CTO Advisor Keith Townsend moved his production AI system from the Google Cloud Platform (GCP) to an on—prem DGX Spark system, with the data moving fine but the metadata control logic had to be rebuilt - because it was embedded in the GCP structure.
The metadata control logic is what we call layers above the Data Storage and Governance layer in Townsend’s Enterprise AI stack. This has four layers, with the middle two each sub-divided into three parts; a, b, and c. (See diagram.)
(The +1 designation emphasizes that Layer 3 (Agent Applications) is the Value Plane; it consumes the lower layers to deliver business outcomes.)

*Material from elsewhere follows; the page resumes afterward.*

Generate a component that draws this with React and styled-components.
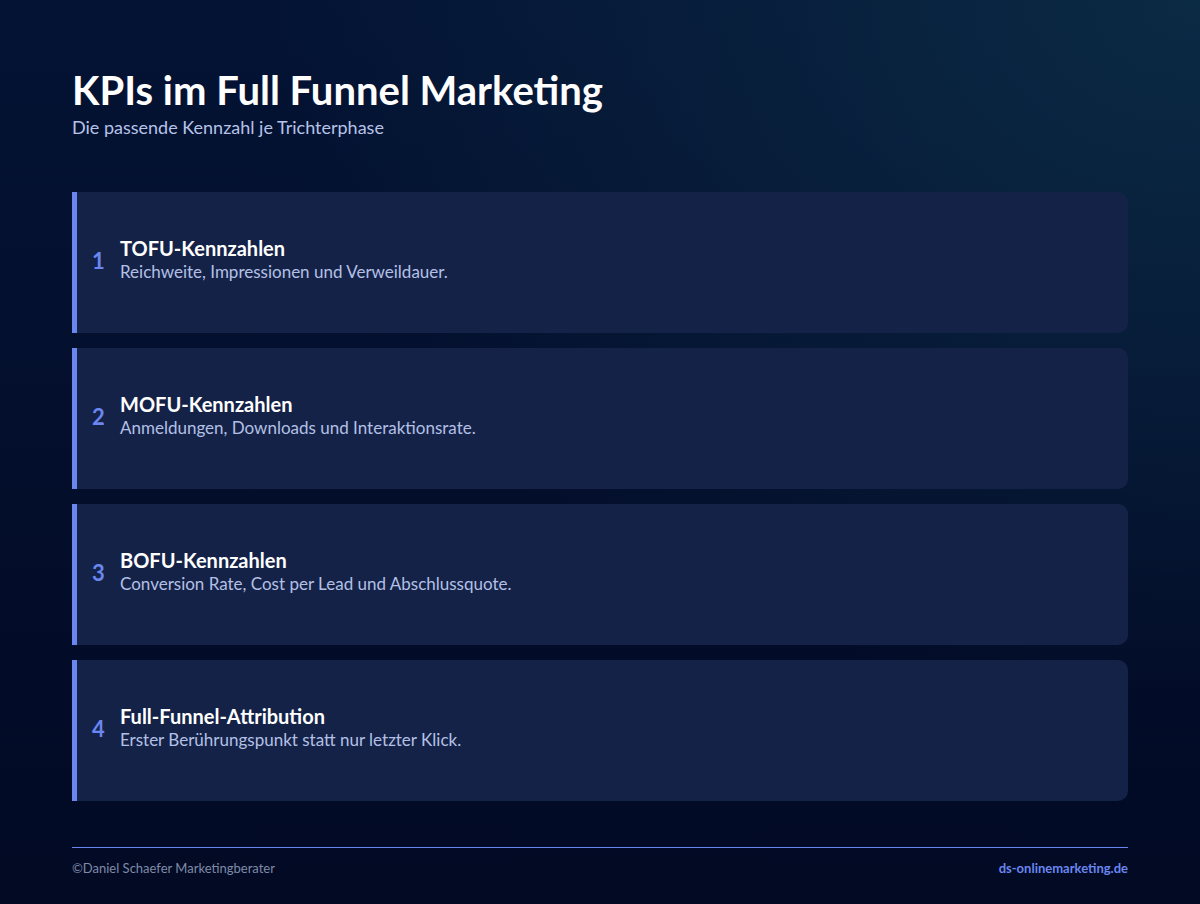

Townsend writes in a blog: “The intelligence above storage — the retrieval logic, the context construction, the semantic relationships that determined what the model could reason over — was coupled to the platform.” He moved back to GCP.
He says: “the layers above storage are where the real value lives, and rebuilding them from scratch is the actual cost of leaving a platform [and] borrowing Google’s judgment at those layers was worth the coupling.”
Virtually every storage player has or is building a 1a offering, and fast, reliable, portable, S3 - compatible, Iceberg-capable storage is now table stakes. This is not where the enterprise AI stack’s value lies. That lies in ensuring the right embeddings reach the right GPUs at the right time to produce trustworthy inference.
You need the layers above this, a cascade, in Townsend’s model to ensure that. Layer 1b refers to cector databases, embedding stores, RAG retrieval; where stored data becomes searchable context for models. He writes: “The cascade runs: 1A stores the data. 1C transforms it into context. 2B serves it to models. 2C governs what happens next. 3 delivers value to the business."
Google’s Knowledge Catalog is “Google’s managed 1C; the GPUs and storage it rides on are table stakes.”
And: “Layer 1A is the foundation. It is not the differentiator. Vendors know this. That is why none of them want to be “just” a storage company anymore.”
He discusses how AWS with S3 tables, MinIO with AIStor, VAST Data with its AI OS, and GCP with the Knowledge Catalog are all “trying to own the layers above storage. They are doing it in fundamentally different ways — and each way carries a different borrowed judgment [reasoning logic] cost.”
The Enterprse AI stack’s value is the semantic layer that transforms data into context for AI inference; “Google just built a managed Layer 1C capability that sits above everyone’s Layer 1A — including their competitors’. The Knowledge Catalog does not care whether your data sits in S3, in MinIO, in VAST, or in Google Cloud Storage. It builds the semantic intelligence on top of whatever substrate you have.”
He suggests that we should: “Stop evaluating Layer 1A vendors on Layer 1A criteria. They all pass. That game is over. Evaluate them on borrowed judgment — how much of your AI system’s reasoning intelligence becomes coupled to the vendor, and at which layer.”
Townsend also suggests that “enterprises keep failing at production AI. Not because the storage is wrong. Not because the model is weak. Because the layers between storage and inference — the layers where data becomes context and context becomes reasoning — are designed implicitly or not designed at all.”
In essence: “You do not “buy AI” from a vendor. You buy decisions about which layers you own and which layers you let the platform own. That is architecture, not procurement.”
“And if your organization cannot answer who has decision authority for Layer 1C and Layer 2C, it does not matter which storage vendor you pick. You have already ceded the most important part of your AI system.”